Charles Hill (June 26, 1816 – April 28, 1889) was a Swedish industrialist of English origin.

==Life and career==
Hill was born in Tockholes, Lancashire, England. His father died when Charles was barely ten years old and the family moved to Bolton, where Charles was employed at a cotton mill. He acquired a solid technical knowledge of the industry, and at the age of 20 he had become an overlooker.

In 1843 Hill left England with his family, for employment at a cotton mill at Rydboholm, Älvsborg County, Sweden. The factory was the first mechanical cotton mill in Sweden and the company faced a shortage of competent workers.
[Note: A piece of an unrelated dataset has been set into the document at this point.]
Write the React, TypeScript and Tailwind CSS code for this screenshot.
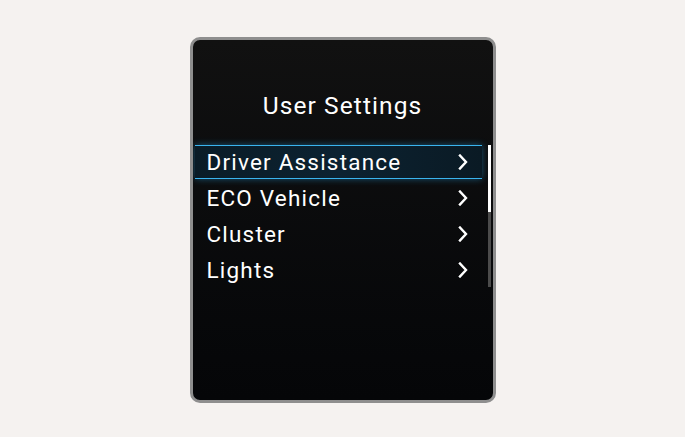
const items = ["Driver Assistance", "ECO Vehicle", "Cluster", "Lights"];

const Chevron = () => (
  <svg width="10" height="16" viewBox="0 0 10 16" fill="none" className="shrink-0">
    <path d="M2 1.5 L8 8 L2 14.5" stroke="white" strokeWidth="2.4" strokeLinecap="square" strokeLinejoin="miter" />
  </svg>
);

export default function App() {
  return (
    <div className="w-[685px] h-[437px] bg-[#f5f2f0] flex items-start justify-center pt-[37px] font-['Roboto',sans-serif]">
      <div className="w-[306px] h-[366px] rounded-[10px] border-[3px] border-[#8e8e8e] bg-gradient-to-b from-[#111111] to-[#050608] overflow-hidden flex flex-col">
        <div className="h-[105px] pt-[53px] flex justify-center">
          <span className="text-white text-[24.5px] leading-[26px] tracking-[1.1px]">User Settings</span>
        </div>
        <div className="flex pl-[2px] pr-[2px]">
          <div className="flex-1 flex flex-col">
            {items.map((label, i) => (
              <div
                key={label}
                className={
                  i === 0
                    ? "h-[34px] flex items-center justify-between pl-[12px] pr-[14px] bg-gradient-to-r from-[#0a1c27] via-[#0c2231] to-[#0a1a24] border-y border-[#3ab4ee] shadow-[0_0_7px_rgba(40,170,240,0.45)] mb-[1px]"
                    : "h-[36px] flex items-center justify-between pl-[12px] pr-[14px]"
                }
              >
                <span className="text-white text-[22.5px] tracking-[1.2px] leading-none">{label}</span>
                <Chevron />
              </div>
            ))}
          </div>
          <div className="w-[3px] h-[142px] bg-[#4b4b4b] ml-[6px] flex flex-col">
            <div className="h-[67px] bg-white" />
          </div>
        </div>
      </div>
    </div>
  );
}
Hill was recruited following a recommendation from a compatriot who already worked at the factory. At Rydboholm, Hill was soon given responsibility for the factory's entire production.

In 1852 Hill was invited to participate in the foundation of a completely new cotton mill in Norrköping, Östergötland County. His technical know-how and contacts were a prerequisite for making the necessary purchases of machinery in England and being able to start the production. He left his employment at Rydboholm to become factory manager in Norrköping. The cotton mill in Norrköping was to be run as a limited company and the shareholders were required to be Swedish citizens. Hill therefore applied for and was granted Swedish citizenship in 1852. The production in Norrköping began in 1853 and five years later it had overtaken that of Rydboholm, which until then had been Sweden's leading cotton mill.

In 1857 Hill also became a partner in Wiskaholm Cotton Mill in Borås, Älvsborg County. However, the American Civil War led to a reduced supply of cotton, which caused the company to go bankrupt in 1863.

In 1862 Charles Hill founded his own cotton mill in the town of Alingsås, Älvsborg County. The company gradually expanded and became the largest employer in Alingsås.

In 1880 Hill acquired Rosenlund Cotton Mill in Gothenburg but sold the factory to his son Edmund Hill in 1882.

During his time in Alingsås, Charles Hill took the initiative to build a municipal gasworks and install street lights. He also took the initiative to build the first hotel in the town. Hill had several municipal assignments, including as a member of the executive committee of the town.

Charles Hill died in Gothenburg in 1889.